Убеждён, что эти и только эти правила помогли мне в конце концов справиться с идиотским недугом. И хотя прошли годы, прежде чем от него не осталось заметных следов, особых страданий я не испытывал, да и чистого времени на борьбу с заскоками ушло не так уж много.
Происхождение моего невроза я быстро связал с моими попытками совершенствования во всём и в почерке в частности в десятом классе, когда я на свою беду позавидовал почерку Саньки Алейникова. Итак, первопричина - стремление иметь каллиграфический почерк. Да на фиг он нужен!
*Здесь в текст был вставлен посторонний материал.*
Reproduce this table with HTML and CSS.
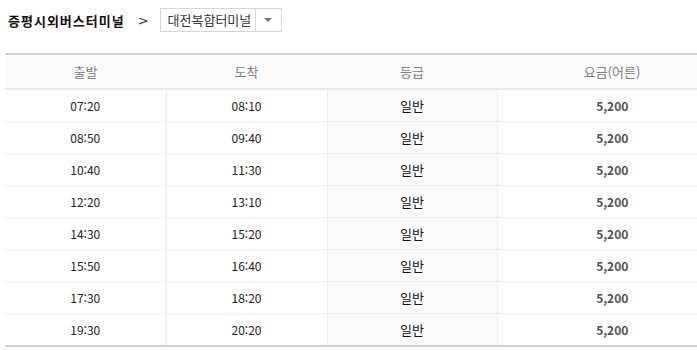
FILE: index.html
```html
<!DOCTYPE html>
<html lang="ko">
<head>
<meta charset="utf-8">
<link rel="stylesheet" href="styles.css">
</head>
<body>
<div class="page">
  <div class="route">
    <span class="origin">증평시외버스터미널</span>
    <span class="chev">&gt;</span>
    <div class="select">
      <span class="select-text">대전복합터미널</span>
      <span class="select-btn"><span class="tri"></span></span>
    </div>
  </div>
  <table class="timetable">
    <thead>
      <tr><th class="c1">출발</th><th class="c2">도착</th><th class="c3">등급</th><th class="c4">요금(어른)</th></tr>
    </thead>
    <tbody>
      <tr><td>07:20</td><td>08:10</td><td class="grade">일반</td><td class="fare">5,200</td></tr>
      <tr><td>08:50</td><td>09:40</td><td class="grade">일반</td><td class="fare">5,200</td></tr>
      <tr><td>10:40</td><td>11:30</td><td class="grade">일반</td><td class="fare">5,200</td></tr>
      <tr><td>12:20</td><td>13:10</td><td class="grade">일반</td><td class="fare">5,200</td></tr>
      <tr><td>14:30</td><td>15:20</td><td class="grade">일반</td><td class="fare">5,200</td></tr>
      <tr><td>15:50</td><td>16:40</td><td class="grade">일반</td><td class="fare">5,200</td></tr>
      <tr><td>17:30</td><td>18:20</td><td class="grade">일반</td><td class="fare">5,200</td></tr>
      <tr><td>19:30</td><td>20:20</td><td class="grade">일반</td><td class="fare">5,200</td></tr>
    </tbody>
  </table>
</div>
</body>
</html>
```

FILE: styles.css
```css
html, body {
  margin: 0;
  padding: 0;
  background: #fff;
  overflow: hidden;
}
.page {
  width: 697px;
  height: 350px;
  overflow: hidden;
  font-family: "Noto Sans CJK KR", "Noto Sans", sans-serif;
}
.route {
  display: flex;
  align-items: center;
  height: 24px;
  margin: 8px 0 0 8px;
}
.origin {
  font-size: 13px;
  font-weight: 700;
  color: #111;
  letter-spacing: 1px;
}
.chev {
  margin-left: 13px;
  font-family: "DejaVu Sans", sans-serif;
  font-size: 13px;
  color: #333;
}
.select {
  margin-left: 11px;
  display: flex;
  height: 22px;
  border: 1px solid #d6d6d6;
  align-items: stretch;
}
.select-text {
  width: 87px;
  padding-left: 7px;
  font-size: 13px;
  color: #333;
  line-height: 22px;
}
.select-btn {
  width: 25px;
  border-left: 1px solid #d6d6d6;
  display: flex;
  align-items: center;
  justify-content: center;
}
.tri {
  width: 0;
  height: 0;
  border-left: 4px solid transparent;
  border-right: 4px solid transparent;
  border-top: 4px solid #777;
}
.timetable {
  margin: 21px 0 0 5px;
  width: 722px;
  border-collapse: collapse;
  table-layout: fixed;
  border-top: 2px solid #cfcfcf;
  border-bottom: 2px solid #d0d0d0;
}
.c1, .c2 { width: 161px; }
.c3 { width: 170px; }
.c4 { width: 230px; }
.timetable th {
  height: 33px;
  padding: 0;
  background: #fafafa;
  color: #808080;
  font-weight: 400;
  font-size: 13px;
  border-bottom: 2px solid #e8e8e8;
}
.timetable td {
  height: 31px;
  padding: 0;
  text-align: center;
  font-size: 12px;
  color: #222;
  border-bottom: 1px solid #efefef;
  border-left: 1px solid #eeeeee;
}
.timetable td:first-child { border-left: none; }
.timetable tbody tr:last-child td { border-bottom: none; }
.timetable td.grade {
  background: #fafafa;
  font-size: 13px;
  color: #111;
}
.timetable td.fare {
  font-weight: 700;
  color: #4f4f5f;
}
```
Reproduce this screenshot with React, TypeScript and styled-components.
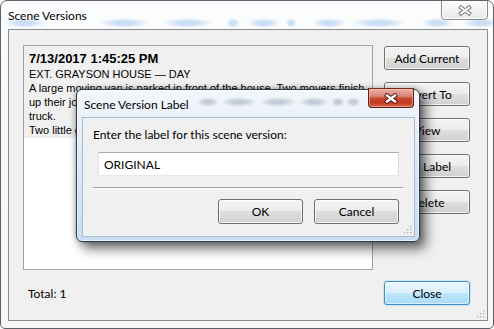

И я тут же начал ломать почерк обратно, вырабатывая обычную скоропись, не претендующую на красоту, но разборчивую.
Что такое задержки, я понял сразу: это остановки внимания на описках, ошибках, помарках. Если после исправления описки сразу проскочить дальше, написать несколько слов или фраз, чем больше, тем лучше, и не глядеть на неё некоторое время, то про описку можно забыть, и даже если она потом попадётся на глаза, то обычно уже не так раздражает. Если же вольно или невольно внимание на описке задержалось на несколько лишних секунд, то это исправленное место может оказаться непреодолимым. К нему будет тянуть и тянуть, и никакие усилия воли тут уже не помогут. Проще тут сдаться и переписать всё заново, стараясь не забывать о запрете задержек, когда снова доведётся ошибиться. Исправил ошибку быстренько и сразу отводи глаза в сторону, и шуруй, шуруй, то есть пиши дальше - так можно и страницу проскочить, а когда её перевернёшь, из памяти описка вообще уже исчезает. Весь фокус состоял именно в этом - в вышибании описок из памяти. Задержки же внимания, наоборот, фиксировали описки в памяти и давили там на какой-то нерв.
Тут же в клинике я начал осваивать систему борьбы с задержками. Писал и конспектировал я по-прежнему много, заскоки возникали несмотря на то, что почерк был уже не каллиграфическим, но иногда мне удавалось их преодолевать и чем дальше, тем больше. Задержки случались всё реже и реже, прогресс был очень медленный, но верный. Ещё и через десять лет после этого я не мог сказать, что не осталось и следов от моего невроза. Срывы бывали, но ненадолго. Да и сейчас, через двадцать с лишним лет нет-нет да и возникнет на короткие мгновения неприятное ощущение от описки или некрасиво написанной буквы, но длится теперь это уже только секунды, даже если глаз и зафиксировался на "некрасивом" месте.